How is the sampling distribution of p-hat used in hypothesis testing?+
To test H0: p = p0 against Ha: p not equal to p0, compute z = (p-hat - p0) / sqrt(p0*(1-p0)/n). Under H0, z follows a standard normal distribution. The p-value is 2*(1 - normCDF(|z|)) for a two-tailed test. If the p-value is below your significance level (typically 0.05), reject H0. This is the one-proportion z-test, widely used in quality control and survey analysis.
What is the relationship between p-hat and confidence intervals?+
A 95% confidence interval for p uses the sampling distribution: p-hat plus or minus 1.96 times SE, where SE = sqrt(p-hat*(1-p-hat)/n). This interval, constructed from many samples, would contain the true p 95% of the time. The width of the interval is 2*1.96*SE = 2*1.96*sqrt(p-hat*(1-p-hat)/n), which shrinks as n grows. To halve the width, you must quadruple the sample size.
How do I find the probability that p-hat is within 3 percentage points of p?+
Use the Between Values mode with lower = p minus 0.03 and upper = p plus 0.03. The probability is P(p minus 0.03 at most p-hat at most p plus 0.03) = normCDF(0.03/SE) minus normCDF(-0.03/SE) = 2*normCDF(0.03/SE) minus 1. For p = 0.5 and n = 400: SE = 0.025, and P(|p-hat minus 0.5| at most 0.03) = 2*normCDF(1.2) minus 1 = 2*0.8849 minus 1 = 0.7698 = 76.98%.
Why is p*(1-p) maximized at p = 0.5?+
The function p*(1-p) is a downward-opening parabola. Taking the derivative and setting it to zero: d/dp [p - p^2] = 1 - 2p = 0, so p = 0.5. The maximum value is 0.5*0.5 = 0.25. This explains why surveys on 50-50 questions require the largest sample sizes to achieve a given precision. Surveys on rare or near-certain events (p near 0 or 1) have smaller SE for the same n.
How large a sample do I need for the p-hat distribution to be approximately normal?+
The required n depends on p. You need both np at least 10 and n*(1-p) at least 10. The binding constraint is the smaller of the two: n at least 10/min(p, 1-p). For p = 0.5: n at least 10/0.5 = 20. For p = 0.1: n at least 10/0.1 = 100. For p = 0.01: n at least 10/0.01 = 1000. More extreme proportions require larger samples for the normal approximation to hold.
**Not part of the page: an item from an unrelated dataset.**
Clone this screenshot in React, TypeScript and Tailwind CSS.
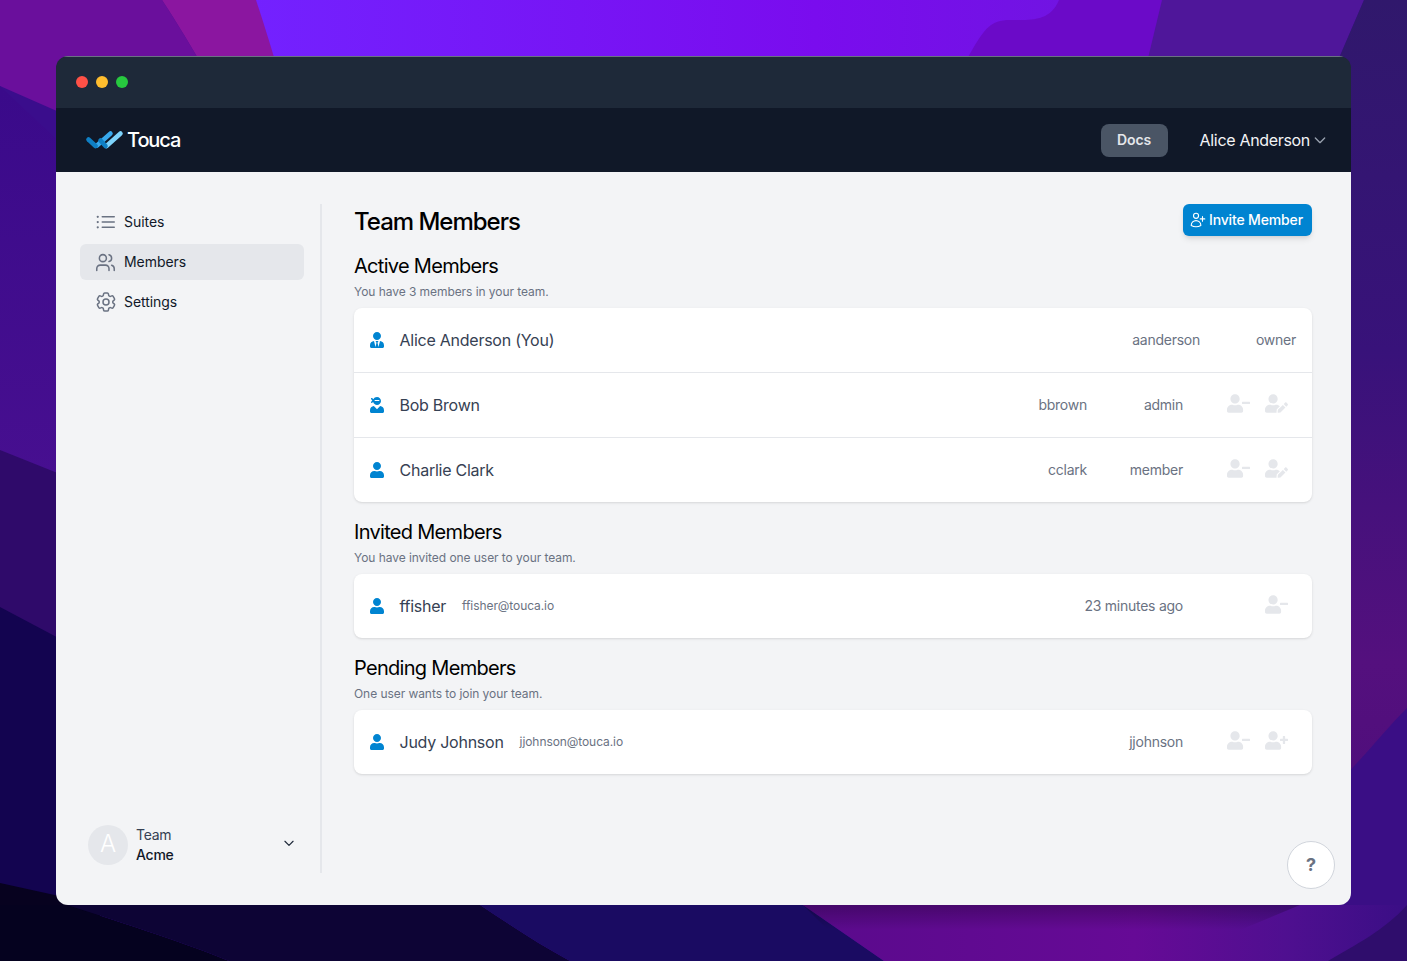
import { ReactNode } from "react";
import { FaUser, FaUserEdit, FaUserMinus, FaUserNinja, FaUserPlus, FaUserTie } from "react-icons/fa";
import { HiOutlineChevronDown } from "react-icons/hi";
import { HiOutlineCog6Tooth, HiOutlineListBullet, HiOutlineUserPlus } from "react-icons/hi2";
import { Users } from "lucide-react";

function Wallpaper() {
  return (
    <svg className="absolute inset-0" width="1407" height="961" viewBox="0 0 1407 961">
      <defs>
        <linearGradient id="top" x1="0" y1="0" x2="1" y2="0">
          <stop offset="0" stopColor="#7322ff" />
          <stop offset="0.6" stopColor="#7a0cee" />
          <stop offset="1" stopColor="#6c18dc" />
        </linearGradient>
        <linearGradient id="right" gradientUnits="userSpaceOnUse" x1="0" y1="0" x2="0" y2="780">
          <stop offset="0" stopColor="#30186c" />
          <stop offset="0.45" stopColor="#38127a" />
          <stop offset="0.85" stopColor="#54107e" />
          <stop offset="1" stopColor="#500e7c" />
        </linearGradient>
        <linearGradient id="left" gradientUnits="userSpaceOnUse" x1="0" y1="90" x2="0" y2="480">
          <stop offset="0" stopColor="#3a0a8a" />
          <stop offset="1" stopColor="#470f90" />
        </linearGradient>
        <linearGradient id="purple" x1="0" y1="0" x2="1" y2="0">
          <stop offset="0" stopColor="#5a0a8c" />
          <stop offset="0.55" stopColor="#660a96" />
          <stop offset="0.8" stopColor="#4f0f90" />
          <stop offset="1" stopColor="#3a0e85" />
        </linearGradient>
        <linearGradient id="shade" x1="0" y1="0" x2="0" y2="1">
          <stop offset="0" stopColor="#000" stopOpacity="0.25" />
          <stop offset="1" stopColor="#000" stopOpacity="0" />
        </linearGradient>
      </defs>
      <rect width="1407" height="961" fill="#3a0d8c" />
      <rect x="240" width="960" height="120" fill="url(#top)" />
      <path d="M0 0H162C195 50 215 90 240 130H100L0 86Z" fill="#6a0f9c" />
      <path d="M162 0H256C266 30 275 60 290 110L240 130C215 90 195 50 162 0Z" fill="#8b16a0" />
      <path d="M1059 0C1050 22 1030 20 1010 20C990 20 985 30 975 45L943 100H1150L1162 0Z" fill="#6b0ac8" />
      <path d="M1162 0H1364L1321 100H1138Z" fill="#4f169a" />
      <path d="M1364 0H1407V780H1300V100H1321Z" fill="url(#right)" />
      <path d="M1300 810C1340 790 1375 740 1407 708V961H1300Z" fill="#3a0e85" />
      <path d="M0 86L100 180V500H0Z" fill="url(#left)" />
      <path d="M0 450L100 490V700H0Z" fill="#2f0a6a" />
      <path d="M0 607L100 660V905H0Z" fill="#130450" />
      <path d="M0 883L100 905V961H0Z" fill="#07021f" />
      <path d="M0 905H67C130 925 190 945 229 961H0Z" fill="#05021f" />
      <path d="M67 905H480C510 925 540 945 570 961H229C190 945 130 925 67 905Z" fill="#0d0435" />
      <path d="M480 905H803L884 961H570C540 945 510 925 480 905Z" fill="#1a0b62" />
      <path d="M803 905H1407V961H884Z" fill="url(#purple)" />
      <path d="M803 905H1300L1240 930H828Z" fill="url(#shade)" />
      <path d="M1328 961C1355 945 1385 930 1407 905V961Z" fill="#2f0d6c" />
    </svg>
  );
}

function Logo() {
  return (
    <svg width="38" height="21" viewBox="0 0 38 21" fill="none" strokeLinecap="round" strokeWidth="4.5">
      <path d="M11 15.5L24.5 3.5" stroke="#38a8ec" />
      <path d="M20.5 16L34.5 3.5" stroke="#7dd3fc" />
      <path d="M2.5 9.5L9.5 16" stroke="#0f7fc4" />
      <path d="M14.5 10.5L19.5 16" stroke="#0f7fc4" />
    </svg>
  );
}

function NavItem({ icon, label, active }: { icon: ReactNode; label: string; active?: boolean }) {
  return (
    <div
      className={
        "flex h-9 items-center rounded-md pl-[14px] text-sm tracking-[-0.05px] text-gray-900 " +
        (active ? "bg-gray-200" : "")
      }
    >
      <span className="flex w-[30px] text-gray-500">{icon}</span>
      {label}
    </div>
  );
}

function Section({ title, sub, children }: { title: string; sub: string; children: ReactNode }) {
  return (
    <section className="mt-4">
      <h2 className="text-xl leading-7 tracking-[-0.7px] text-black">{title}</h2>
      <p className="mt-1 text-xs leading-4 tracking-[-0.06px] text-gray-500">{sub}</p>
      <div className="mt-2 rounded-lg bg-white shadow-sm">{children}</div>
    </section>
  );
}

function Actions({ icons }: { icons: ReactNode[] }) {
  return (
    <div className="mb-1 ml-9 flex w-[77px] justify-end text-gray-200">
      {icons.map((icon, i) => (
        <span key={i} className="flex w-[38.5px] justify-center">
          {icon}
        </span>
      ))}
    </div>
  );
}

function Row({
  icon,
  name,
  email,
  children,
  divided,
}: {
  icon: ReactNode;
  name: string;
  email?: string;
  children: ReactNode;
  divided?: boolean;
}) {
  return (
    <div className={"flex items-center justify-between px-4 " + (divided ? "h-[65px] border-b border-gray-200" : "h-16")}>
      <div className="flex items-center">
        <span className="-ml-px flex w-[30.5px] text-sky-600">{icon}</span>
        <span className="tracking-[-0.25px] text-gray-700">{name}</span>
        {email && <span className="ml-4 text-xs tracking-[-0.08px] text-gray-500">{email}</span>}
      </div>
      <div className="flex items-center text-sm tracking-[-0.25px] text-gray-500">{children}</div>
    </div>
  );
}

export default function App() {
  const minus = <FaUserMinus size={23} />;
  const edit = <FaUserEdit size={23} />;
  const plus = <FaUserPlus size={23} />;

  return (
    <div className="relative h-[961px] overflow-hidden px-14 pt-14 font-['Inter',sans-serif]">
      <Wallpaper />
      <div className="relative flex h-[849px] flex-col overflow-hidden rounded-xl">
        <div className="flex h-[52px] items-center gap-2 border-t border-gray-500 bg-gray-800 px-5 pb-[2px]">
          <span className="h-3 w-3 rounded-full bg-[#ff5147]" />
          <span className="h-3 w-3 rounded-full bg-[#ffbd2e]" />
          <span className="h-3 w-3 rounded-full bg-[#27c93f]" />
        </div>
        <header className="flex h-16 items-center justify-between bg-gray-900 pl-[30px] pr-[23px]">
          <div className="flex items-center gap-[3px]">
            <Logo />
            <span className="text-xl font-medium tracking-[-1.1px] text-white">Touca</span>
          </div>
          <div className="flex items-center">
            <span className="flex h-[33px] w-[67px] items-center justify-center rounded-lg bg-gray-600 text-sm font-semibold tracking-[-0.1px] text-gray-200">
              Docs
            </span>
            <span className="ml-8 tracking-[-0.32px] text-gray-100">Alice Anderson</span>
            <HiOutlineChevronDown size={16} className="ml-[2px] text-gray-400" />
          </div>
        </header>
        <div className="flex min-h-0 flex-1 bg-gray-100 py-8">
          <aside className="flex w-[266px] flex-col justify-between border-r-2 border-gray-200 pl-6 pr-4">
            <nav className="flex flex-col gap-1">
              <NavItem icon={<HiOutlineListBullet size={24} />} label="Suites" />
              <NavItem icon={<Users size={21} strokeWidth={1.75} className="ml-[1px]" />} label="Members" active />
              <NavItem icon={<HiOutlineCog6Tooth size={24} />} label="Settings" />
            </nav>
            <div className="flex items-center justify-between px-2 pb-2">
              <div className="flex items-center gap-2">
                <span className="flex h-10 w-10 items-center justify-center rounded-full bg-gray-200 pb-[2px] text-2xl font-light text-white">
                  A
                </span>
                <div className="text-sm leading-5 tracking-[-0.25px]">
                  <div className="text-gray-700">Team</div>
                  <div className="font-medium text-gray-900">Acme</div>
                </div>
              </div>
              <HiOutlineChevronDown size={14} className="mb-1 text-gray-800" />
            </div>
          </aside>
          <main className="flex-1 pl-8 pr-[39px]">
            <div className="flex h-8 items-center justify-between">
              <h1 className="mt-1 text-2xl font-medium tracking-[-1px] text-black">Team Members</h1>
              <button className="flex h-8 w-[129px] items-center gap-[2px] rounded-md bg-sky-600 pl-[6px] text-sm font-medium tracking-[-0.15px] text-white shadow-md">
                <HiOutlineUserPlus size={18} />
                Invite Member
              </button>
            </div>
            <Section title="Active Members" sub="You have 3 members in your team.">
              <Row divided icon={<FaUserTie size={16} />} name="Alice Anderson (You)">
                <span>aanderson</span>
                <span className="w-24 text-right">owner</span>
              </Row>
              <Row divided icon={<FaUserNinja size={16} />} name="Bob Brown">
                <span>bbrown</span>
                <span className="w-24 text-right">admin</span>
                <Actions icons={[minus, edit]} />
              </Row>
              <Row icon={<FaUser size={16} />} name="Charlie Clark">
                <span>cclark</span>
                <span className="w-24 text-right">member</span>
                <Actions icons={[minus, edit]} />
              </Row>
            </Section>
            <Section title="Invited Members" sub="You have invited one user to your team.">
              <Row icon={<FaUser size={16} />} name="ffisher" email="ffisher@touca.io">
                <span>23 minutes ago</span>
                <Actions icons={[minus]} />
              </Row>
            </Section>
            <Section title="Pending Members" sub="One user wants to join your team.">
              <Row icon={<FaUser size={16} />} name="Judy Johnson" email="jjohnson@touca.io">
                <span>jjohnson</span>
                <Actions icons={[minus, plus]} />
              </Row>
            </Section>
          </main>
        </div>
        <button className="absolute bottom-4 right-4 flex h-12 w-12 items-center justify-center rounded-full border border-gray-300 bg-white text-lg font-bold text-gray-500">
          ?
        </button>
      </div>
    </div>
  );
}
What is the z-score for a sample proportion?+
The z-score measures how many standard errors the observed (or query) p-hat is above or below the population proportion p. Formula: z = (p-hat - p) / SE, where SE = sqrt(p*(1-p)/n). A z-score of 1.96 corresponds to the 97.5th percentile of the standard normal, meaning about 2.5% of samples produce a p-hat that far above p. Z-scores beyond plus or minus 1.96 are in the outer 5% of the distribution (total, both tails).
How does increasing sample size affect the sampling distribution?+
Increasing n decreases SE proportionally to 1/sqrt(n), so the distribution becomes narrower and more concentrated around p. Doubling n reduces SE by a factor of sqrt(2) = 1.41. Quadrupling n halves SE. This means that to improve precision by a factor of 2 (halve the margin of error), you need 4 times as many observations. The shape also becomes more symmetric and closer to normal as n grows, even for skewed proportions near 0 or 1.
Can I use this for the difference between two sample proportions?+
No, this calculator handles a single proportion. For the difference p-hat1 minus p-hat2 (e.g., comparing two groups), the SE of the difference is sqrt(p1*(1-p1)/n1 + p2*(1-p2)/n2) under the assumption of independent samples. The two-proportion z-test uses this combined SE. A separate two-proportion test calculator is more appropriate for that comparison.
What is the difference between standard deviation and standard error in this context?+
The population standard deviation sigma describes the spread of individual Bernoulli outcomes (0 or 1) and equals sqrt(p*(1-p)). The standard error SE = sigma/sqrt(n) = sqrt(p*(1-p)/n) describes the spread of p-hat values across repeated samples. SE is always smaller than sigma by a factor of 1/sqrt(n). As n grows, SE shrinks toward zero while sigma stays fixed at sqrt(p*(1-p)).